Referring to the current Jordanian monarch's father, Mr. Hourani adds, "In 1990, King Hussein had enough influence, legitimacy, and credibility to protect Jordan from American pressure. Now it is not so easy."
The late King Hussein refused to join the US-led anti-Iraq coalition during the first Gulf War in 1991.
But his son, seeking to modernize Jordan and draw Western investment, is far more dependent on US aid and goodwill.
Analysts say that King Abdullah is moving to ensure that his security services will be able to control dissent if the US takes on an Iraqi regime that many here feel has been already battered by defeat in the Gulf War, and by 12 years of United Nations sanctions.

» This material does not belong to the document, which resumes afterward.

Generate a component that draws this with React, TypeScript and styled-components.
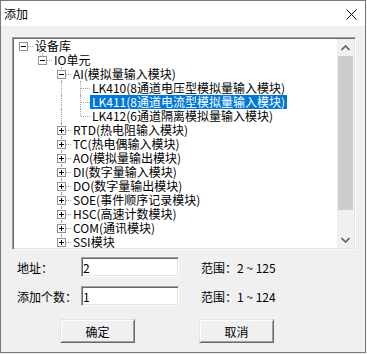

Though officially the government rules out the use of Jordanian soil for military strikes, the royal palace supports "the American attacks on Iraq, and ... will give both logistical and tactical support for their strikes," says a veteran Jordanian journalist who has close ties to the regime.
Jordan's security organs "flexed their muscles" to limit public displays of surging popular unrest last spring, when Israeli Prime Minister Ariel Sharon ordered the reoccupation of Palestinian cities in the West Bank.
That decision grated against Palestinians here, who make up some 60 percent of the population but sent a message that trouble would not be tolerated. Parliamentary elections have been put off for a third time, to next year; demonstrations are banned.
King Abdullah "has proved to be three times more ruthless than his father," says the journalist, who asked not to be further identified. "People will yell and shout in their homes and on TV, but won't burn cars in the streets, because the security services are so strong. The king is handling this issue properly, by using this powerful deterrent in a pre-emptive way."
Jordan's dilemma has prompted a new definition of its policy, codified by the slogan "Jordan comes first."
Jordan's decision not to side with the US in the first Gulf War even as Arab nations like Syria and Egypt sent troops to help expel Iraqi forces from Kuwait drew American displeasure that translated into econonic slowdown.
Jordan came out of the cold as far as Washington was concerned when it signed a peace agreement with Israel in 1994. Since then, it has been designated a "non-NATO US ally," hosted joint military exercises with US forces, and received an increasing number of aid packages.